There are now all sorts of possibilities as the Commission of Inquiry begins to look into asset declarations delivered at the beginning of certain political careers and those submitted at the time of leaving office. People who should know have told us the nation should brace up for earth-moving revelations.
The point is that our sources have also told us that a lot of information is pouring into the COI headquarters right now about properties hidden in strange places in the names of questionable people. Any of those properties can end up like Ribar hotel in Koidu – meaning nobody turns up to claim them or the people claiming ownership now are not able to prove to the COI that those structures were not the proceeds of crime which should be confiscated and returned to the good people of Sierra Leone.
Unlike the ACC which now has even more powers, the COI can only make recommendations to the government based on evidence. It is then the responsibility of Principal and his cabinet to accept or reject those recommendations on behalf of the good people of Sierra Leone.
We will surely be at the COI to see things with our own eyes. In the meantime we make the following suggestions for the attention of the authorities in case we end up with plenty Ribar hotel type of situations at the conclusion of the COI.
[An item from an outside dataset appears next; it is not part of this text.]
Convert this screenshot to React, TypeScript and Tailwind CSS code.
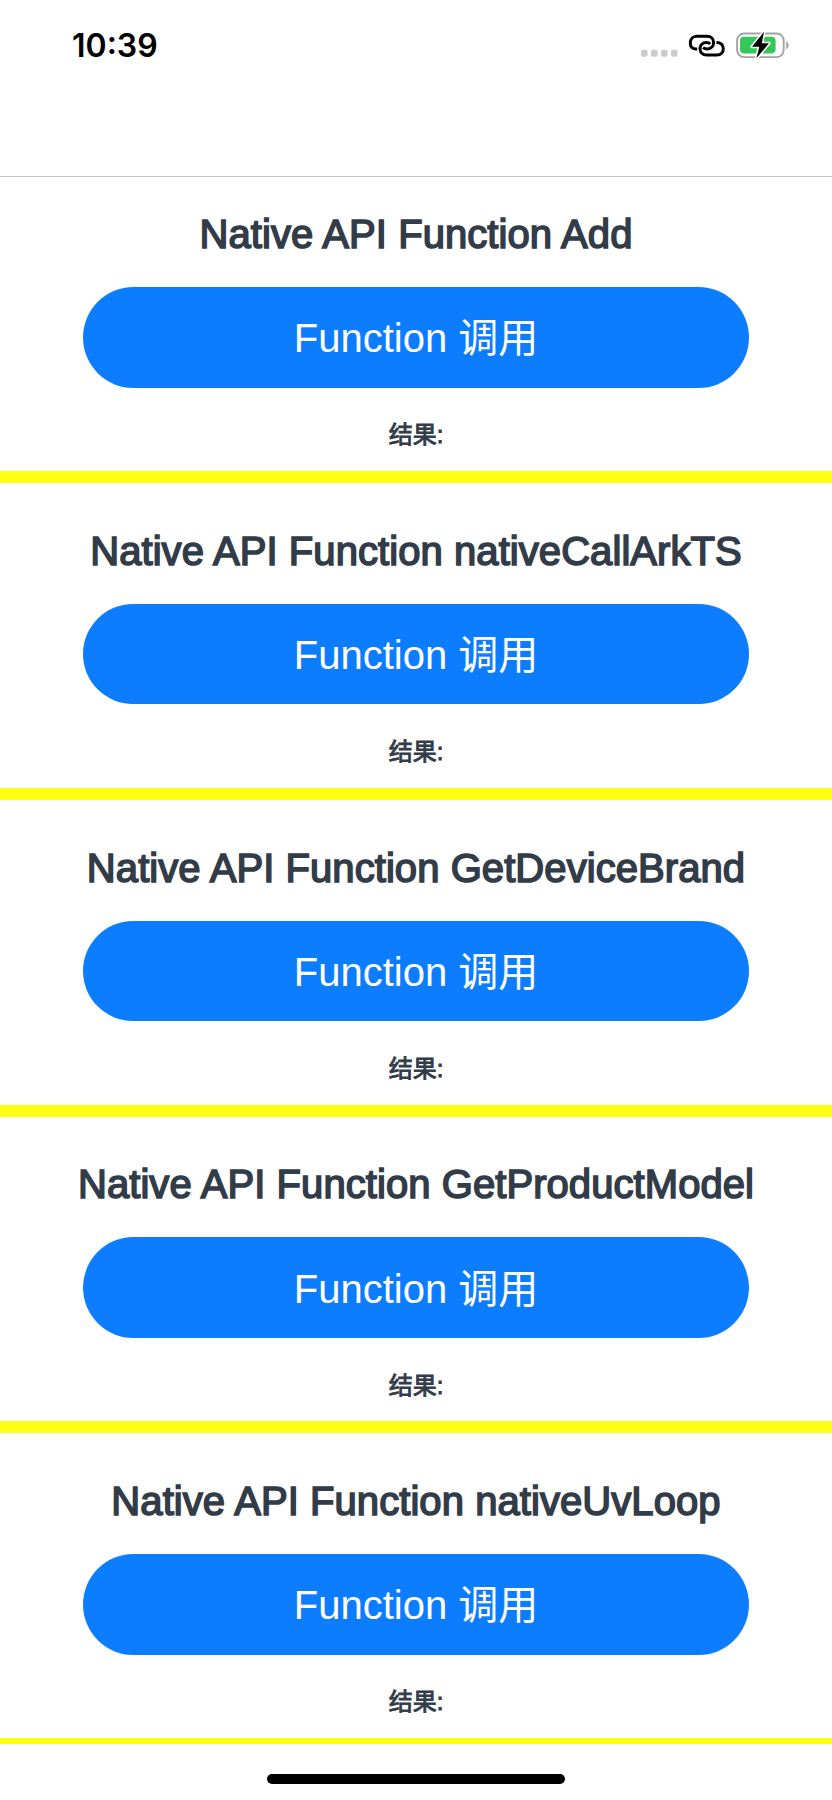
import React from 'react';

const functions = ['Add', 'nativeCallArkTS', 'GetDeviceBrand', 'GetProductModel', 'nativeUvLoop'];

function StatusIcons() {
  return (
    <svg width="152" height="40" viewBox="0 0 152 40" fill="none">
      <g fill="#cbcbcb">
        <rect x="1" y="19.8" width="6.6" height="7" rx="1.8" />
        <rect x="11" y="19.8" width="6.6" height="7" rx="1.8" />
        <rect x="21" y="19.8" width="6.6" height="7" rx="1.8" />
        <rect x="31" y="19.8" width="6.6" height="7" rx="1.8" />
      </g>
      <g stroke="#000" strokeWidth="3" strokeLinecap="butt">
        <path d="M57.2 18.9 H55.5 C51.5 18.9 50.3 16.1 50.3 13.1 C50.3 9.5 52.8 6.3 56.8 6.3 H67 C71.1 6.3 73.6 9.2 73.6 12.6 C73.6 16.1 71.1 18.9 67.4 18.9 C65.6 18.9 64.2 18.5 63 17.6" />
        <path d="M70.2 14 C69.1 12.9 67.8 12.5 66.4 12.5 C62.5 12.5 60 15.4 60 18.7 C60 22.2 62.6 25 66.6 25 H76.8 C80.9 25 83.3 22.2 83.3 18.7 C83.3 15 80.9 12.4 76.4 12.4" />
      </g>
      <rect x="97.1" y="3.5" width="46.6" height="23.6" rx="7" stroke="#a3a3a3" strokeWidth="1.9" />
      <path d="M146.2 11.2 C149.4 12.6 149.4 17.8 146.2 19.2 Z" fill="#a3a3a3" />
      <rect x="100" y="6.8" width="35.6" height="16.6" rx="3.8" fill="#34c759" />
      <path
        d="M124 1.8 L112 16.7 H119.3 L116.4 28.3 L129 13.3 H121.8 Z"
        fill="#000"
        stroke="#fff"
        strokeWidth="3.2"
        strokeLinejoin="round"
        paintOrder="stroke"
      />
    </svg>
  );
}

function FunctionPanel({ name, first }: { name: string; first: boolean }) {
  return (
    <section
      className={`flex shrink-0 flex-col items-center justify-end border-b-[12px] border-[#ffff14] ${
        first ? 'h-[306px]' : 'h-[316.8px]'
      }`}
    >
      <h2 className="mb-[29px] text-[40px] leading-[48px] font-normal tracking-[0.07px] whitespace-nowrap text-[#323c48] [-webkit-text-stroke:1.6px_#323c48]">
        Native API Function {name}
      </h2>
      <button className="h-[100.5px] w-[666px] shrink-0 rounded-full bg-[#0d7dff] pt-[2px] text-[40px] leading-[48px] text-white">
        Function 调用
      </button>
      <p className="flex h-[83.5px] shrink-0 items-center pt-[12px] text-[24px] leading-[28px] text-[#323c48] [-webkit-text-stroke:0.9px_#323c48]">
        结果:
      </p>
    </section>
  );
}

export default function App() {
  return (
    <div className="flex h-[1800px] w-[832px] flex-col overflow-hidden bg-white font-['Liberation_Sans','Noto_Sans_CJK_SC',sans-serif]">
      <header className="flex h-[177px] shrink-0 items-start justify-between border-b border-[#c8c8c8] pt-[25px] pr-[40px] pl-[72px]">
        <time className="pt-px font-['Inter',sans-serif] text-[32px] leading-[40px] font-semibold text-black">10:39</time>
        <div className="pt-[5px]">
          <StatusIcons />
        </div>
      </header>
      <main className="flex h-[1566.5px] shrink-0 flex-col overflow-hidden">
        {functions.map((name, i) => (
          <FunctionPanel key={name} name={name} first={i === 0} />
        ))}
      </main>
      <footer className="flex justify-center pt-[30px]">
        <div className="h-[10px] w-[298px] rounded-full bg-black" />
      </footer>
    </div>
  );
}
1. Abandoned properties will become homes for our people living with disability who are packed in squalor along Pademba road near the prison and PWD compound.
2. We will create drop-in centers for destitute people to pass by at least once a day for hot meal.
3. Some of those houses will be used as police stations for the communities in which they were constructed. We want to do proper community policing.
4. We can sell them and put the cash in the government coffers.
5. Or we demolish them and build something else for the people. In fact some of those lands were illegally acquired.